----- INFORMATION SUPPLIED -----
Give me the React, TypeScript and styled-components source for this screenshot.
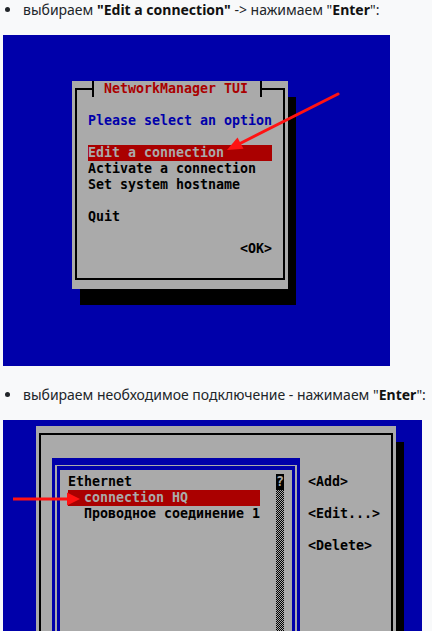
import React from "react";
import styled, { createGlobalStyle } from "styled-components";

const BLUE = "#0000aa";
const GRAY = "#aaaaaa";
const RED = "#aa0000";
const ARROW = "#ff1212";

const GlobalStyle = createGlobalStyle`
  html, body { margin: 0; padding: 0; background: #f8f9fa; }
  body { overflow: hidden; }
`;

const Page = styled.div`
  width: 432px;
  height: 631px;
  overflow: hidden;
  display: flex;
  flex-direction: column;
  font-family: "Noto Sans", "Open Sans", sans-serif;
`;

const Caption = styled.div<{ $first?: boolean }>`
  display: flex;
  align-items: center;
  flex: none;
  height: 24px;
  margin-top: ${(p) => (p.$first ? "-3px" : "16px")};
  font-size: 14px;
  color: #212529;
  white-space: nowrap;
`;

const Dot = styled.span`
  flex: none;
  width: 5px;
  height: 5px;
  border-radius: 50%;
  background: #212529;
  margin: 0 13px 0 5px;
`;

const Strong = styled.b`
  font-weight: 700;
  color: #111;
`;

const Screen = styled.div<{ $w: number; $h: number; $top: number; $left: number }>`
  position: relative;
  flex: none;
  box-sizing: border-box;
  margin: 14px 0 0 3px;
  width: ${(p) => p.$w}px;
  height: ${(p) => p.$h}px;
  padding: ${(p) => p.$top}px 0 0 ${(p) => p.$left}px;
  background: ${BLUE};
`;

const Window = styled.div<{ $w: number; $h: number }>`
  box-sizing: border-box;
  width: ${(p) => p.$w}px;
  height: ${(p) => p.$h}px;
  padding: 7px 3px 9px 3px;
  background: ${GRAY};
  box-shadow: 8px 16px 0 #000;
  display: flex;
`;

const Frame = styled.div<{ $row?: boolean }>`
  position: relative;
  flex: 1;
  display: flex;
  flex-direction: ${(p) => (p.$row ? "row" : "column")};
  align-items: stretch;
  border: 2px solid #000;
  padding: 23px 11px 0 11px;
  font-family: "DejaVu Sans Mono", "Liberation Mono", monospace;
  font-weight: bold;
  font-size: 13.29px;
  line-height: 16px;
  color: #000;
`;

const TitleTag = styled.div`
  position: absolute;
  top: -9px;
  left: 11px;
  height: 16px;
  display: flex;
`;

const Tick = styled.span<{ $side: "left" | "right" }>`
  position: relative;
  width: 8px;
  height: 16px;
  background: ${(p) =>
    p.$side === "left"
      ? `linear-gradient(to right, transparent 0 5px, ${GRAY} 5px)`
      : `linear-gradient(to right, ${GRAY} 0 4px, transparent 4px)`};
  &::before {
    content: "";
    position: absolute;
    left: 4px;
    top: 0;
    width: 2px;
    height: 16px;
    background: #000;
  }
`;

const TitleText = styled.span`
  padding: 0 8px;
  background: ${GRAY};
  color: ${RED};
  white-space: pre;
`;

const Line = styled.div<{ $tone?: "blue" | "sel"; $right?: boolean }>`
  height: 16px;
  white-space: pre;
  text-align: ${(p) => (p.$right ? "right" : "left")};
  color: ${(p) => (p.$tone === "blue" ? BLUE : p.$tone === "sel" ? GRAY : "#000")};
  background: ${(p) => (p.$tone === "sel" ? RED : "transparent")};
`;

const ListOuter = styled.div`
  flex: none;
  width: 248px;
  box-sizing: border-box;
  display: flex;
  border: solid ${BLUE};
  border-width: 7px 3px 0 3px;
  padding: 1px 2px 0 2px;
`;

const ListInner = styled.div`
  flex: 1;
  display: grid;
  grid-template-columns: 192px 16px 8px;
  border: solid ${BLUE};
  border-width: 4px 3px 0 3px;
  padding: 4px 8px 0 8px;
`;

const Items = styled.div`
  display: flex;
  flex-direction: column;
`;

const Scrollbar = styled.div`
  grid-column: 3;
  display: flex;
  flex-direction: column;
`;

const Thumb = styled.div`
  height: 16px;
  background: #000;
  color: ${GRAY};
  text-align: center;
`;

const Track = styled.div`
  flex: 1;
  background: repeating-conic-gradient(#000 0 25%, ${GRAY} 0 50%) 0 0 / 2px 2px;
`;

const Buttons = styled.div`
  display: flex;
  flex-direction: column;
  gap: 16px;
  margin-left: 8px;
  padding-top: 16px;
`;

const Overlay = styled.svg`
  position: absolute;
  left: 0;
  top: 0;
  width: 100%;
  height: 100%;
  pointer-events: none;
  overflow: visible;
`;

export default function App() {
  return (
    <Page>
      <GlobalStyle />
      <Caption $first>
        <Dot />
        <span>
          выбираем <Strong>"Edit a connection"</Strong> -&gt; нажимаем "<Strong>Enter</Strong>":
        </span>
      </Caption>
      <Screen $w={387} $h={331} $top={46} $left={69}>
        <Window $w={216} $h={208}>
          <Frame>
            <TitleTag>
              <Tick $side="left" />
              <TitleText>NetworkManager TUI</TitleText>
              <Tick $side="right" />
            </TitleTag>
            <Line $tone="blue">Please select an option</Line>
            <Line />
            <Line $tone="sel">Edit a connection</Line>
            <Line>Activate a connection</Line>
            <Line>Set system hostname</Line>
            <Line />
            <Line>Quit</Line>
            <Line />
            <Line $right>&lt;OK&gt;</Line>
          </Frame>
        </Window>
        <Overlay viewBox="0 0 387 331">
          <line x1="335" y1="59" x2="238" y2="108" stroke={ARROW} strokeWidth="3" strokeLinecap="round" />
          <polygon points="224,115 240.5,113.8 234.5,102.5" fill={ARROW} />
        </Overlay>
      </Screen>

      <Caption>
        <Dot />
        <span>
          выбираем необходимое подключение - нажимаем "<Strong>Enter</Strong>":
        </span>
      </Caption>
      <Screen $w={419} $h={240} $top={6} $left={33}>
        <Window $w={360} $h={300}>
          <Frame $row>
            <ListOuter>
              <ListInner>
                <Items>
                  <Line>Ethernet</Line>
                  <Line $tone="sel">{"  connection HQ"}</Line>
                  <Line>{"  Проводное соединение 1"}</Line>
                </Items>
                <Scrollbar>
                  <Thumb>?</Thumb>
                  <Track />
                </Scrollbar>
              </ListInner>
            </ListOuter>
            <Buttons>
              <Line>&lt;Add&gt;</Line>
              <Line>&lt;Edit...&gt;</Line>
              <Line>&lt;Delete&gt;</Line>
            </Buttons>
          </Frame>
        </Window>
        <Overlay viewBox="0 0 419 240">
          <line x1="10" y1="79" x2="66" y2="79" stroke={ARROW} strokeWidth="3" />
          <polygon points="64,72.5 77,79 64,85.5" fill={ARROW} />
        </Overlay>
      </Screen>
    </Page>
  );
}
-----
**WHAT IS REQUIRED:** All of the data above should be quoted exactly, except for the pictures.

**RESPONSE:**
Give me the React, TypeScript and styled-components source for this screenshot.
import React from "react";
import styled, { createGlobalStyle } from "styled-components";

const BLUE = "#0000aa";
const GRAY = "#aaaaaa";
const RED = "#aa0000";
const ARROW = "#ff1212";

const GlobalStyle = createGlobalStyle`
  html, body { margin: 0; padding: 0; background: #f8f9fa; }
  body { overflow: hidden; }
`;

const Page = styled.div`
  width: 432px;
  height: 631px;
  overflow: hidden;
  display: flex;
  flex-direction: column;
  font-family: "Noto Sans", "Open Sans", sans-serif;
`;

const Caption = styled.div<{ $first?: boolean }>`
  display: flex;
  align-items: center;
  flex: none;
  height: 24px;
  margin-top: ${(p) => (p.$first ? "-3px" : "16px")};
  font-size: 14px;
  color: #212529;
  white-space: nowrap;
`;

const Dot = styled.span`
  flex: none;
  width: 5px;
  height: 5px;
  border-radius: 50%;
  background: #212529;
  margin: 0 13px 0 5px;
`;

const Strong = styled.b`
  font-weight: 700;
  color: #111;
`;

const Screen = styled.div<{ $w: number; $h: number; $top: number; $left: number }>`
  position: relative;
  flex: none;
  box-sizing: border-box;
  margin: 14px 0 0 3px;
  width: ${(p) => p.$w}px;
  height: ${(p) => p.$h}px;
  padding: ${(p) => p.$top}px 0 0 ${(p) => p.$left}px;
  background: ${BLUE};
`;

const Window = styled.div<{ $w: number; $h: number }>`
  box-sizing: border-box;
  width: ${(p) => p.$w}px;
  height: ${(p) => p.$h}px;
  padding: 7px 3px 9px 3px;
  background: ${GRAY};
  box-shadow: 8px 16px 0 #000;
  display: flex;
`;

const Frame = styled.div<{ $row?: boolean }>`
  position: relative;
  flex: 1;
  display: flex;
  flex-direction: ${(p) => (p.$row ? "row" : "column")};
  align-items: stretch;
  border: 2px solid #000;
  padding: 23px 11px 0 11px;
  font-family: "DejaVu Sans Mono", "Liberation Mono", monospace;
  font-weight: bold;
  font-size: 13.29px;
  line-height: 16px;
  color: #000;
`;

const TitleTag = styled.div`
  position: absolute;
  top: -9px;
  left: 11px;
  height: 16px;
  display: flex;
`;

const Tick = styled.span<{ $side: "left" | "right" }>`
  position: relative;
  width: 8px;
  height: 16px;
  background: ${(p) =>
    p.$side === "left"
      ? `linear-gradient(to right, transparent 0 5px, ${GRAY} 5px)`
      : `linear-gradient(to right, ${GRAY} 0 4px, transparent 4px)`};
  &::before {
    content: "";
    position: absolute;
    left: 4px;
    top: 0;
    width: 2px;
    height: 16px;
    background: #000;
  }
`;

const TitleText = styled.span`
  padding: 0 8px;
  background: ${GRAY};
  color: ${RED};
  white-space: pre;
`;

const Line = styled.div<{ $tone?: "blue" | "sel"; $right?: boolean }>`
  height: 16px;
  white-space: pre;
  text-align: ${(p) => (p.$right ? "right" : "left")};
  color: ${(p) => (p.$tone === "blue" ? BLUE : p.$tone === "sel" ? GRAY : "#000")};
  background: ${(p) => (p.$tone === "sel" ? RED : "transparent")};
`;

const ListOuter = styled.div`
  flex: none;
  width: 248px;
  box-sizing: border-box;
  display: flex;
  border: solid ${BLUE};
  border-width: 7px 3px 0 3px;
  padding: 1px 2px 0 2px;
`;

const ListInner = styled.div`
  flex: 1;
  display: grid;
  grid-template-columns: 192px 16px 8px;
  border: solid ${BLUE};
  border-width: 4px 3px 0 3px;
  padding: 4px 8px 0 8px;
`;

const Items = styled.div`
  display: flex;
  flex-direction: column;
`;

const Scrollbar = styled.div`
  grid-column: 3;
  display: flex;
  flex-direction: column;
`;

const Thumb = styled.div`
  height: 16px;
  background: #000;
  color: ${GRAY};
  text-align: center;
`;

const Track = styled.div`
  flex: 1;
  background: repeating-conic-gradient(#000 0 25%, ${GRAY} 0 50%) 0 0 / 2px 2px;
`;

const Buttons = styled.div`
  display: flex;
  flex-direction: column;
  gap: 16px;
  margin-left: 8px;
  padding-top: 16px;
`;

const Overlay = styled.svg`
  position: absolute;
  left: 0;
  top: 0;
  width: 100%;
  height: 100%;
  pointer-events: none;
  overflow: visible;
`;

export default function App() {
  return (
    <Page>
      <GlobalStyle />
      <Caption $first>
        <Dot />
        <span>
          выбираем <Strong>"Edit a connection"</Strong> -&gt; нажимаем "<Strong>Enter</Strong>":
        </span>
      </Caption>
      <Screen $w={387} $h={331} $top={46} $left={69}>
        <Window $w={216} $h={208}>
          <Frame>
            <TitleTag>
              <Tick $side="left" />
              <TitleText>NetworkManager TUI</TitleText>
              <Tick $side="right" />
            </TitleTag>
            <Line $tone="blue">Please select an option</Line>
            <Line />
            <Line $tone="sel">Edit a connection</Line>
            <Line>Activate a connection</Line>
            <Line>Set system hostname</Line>
            <Line />
            <Line>Quit</Line>
            <Line />
            <Line $right>&lt;OK&gt;</Line>
          </Frame>
        </Window>
        <Overlay viewBox="0 0 387 331">
          <line x1="335" y1="59" x2="238" y2="108" stroke={ARROW} strokeWidth="3" strokeLinecap="round" />
          <polygon points="224,115 240.5,113.8 234.5,102.5" fill={ARROW} />
        </Overlay>
      </Screen>

      <Caption>
        <Dot />
        <span>
          выбираем необходимое подключение - нажимаем "<Strong>Enter</Strong>":
        </span>
      </Caption>
      <Screen $w={419} $h={240} $top={6} $left={33}>
        <Window $w={360} $h={300}>
          <Frame $row>
            <ListOuter>
              <ListInner>
                <Items>
                  <Line>Ethernet</Line>
                  <Line $tone="sel">{"  connection HQ"}</Line>
                  <Line>{"  Проводное соединение 1"}</Line>
                </Items>
                <Scrollbar>
                  <Thumb>?</Thumb>
                  <Track />
                </Scrollbar>
              </ListInner>
            </ListOuter>
            <Buttons>
              <Line>&lt;Add&gt;</Line>
              <Line>&lt;Edit...&gt;</Line>
              <Line>&lt;Delete&gt;</Line>
            </Buttons>
          </Frame>
        </Window>
        <Overlay viewBox="0 0 419 240">
          <line x1="10" y1="79" x2="66" y2="79" stroke={ARROW} strokeWidth="3" />
          <polygon points="64,72.5 77,79 64,85.5" fill={ARROW} />
        </Overlay>
      </Screen>
    </Page>
  );
}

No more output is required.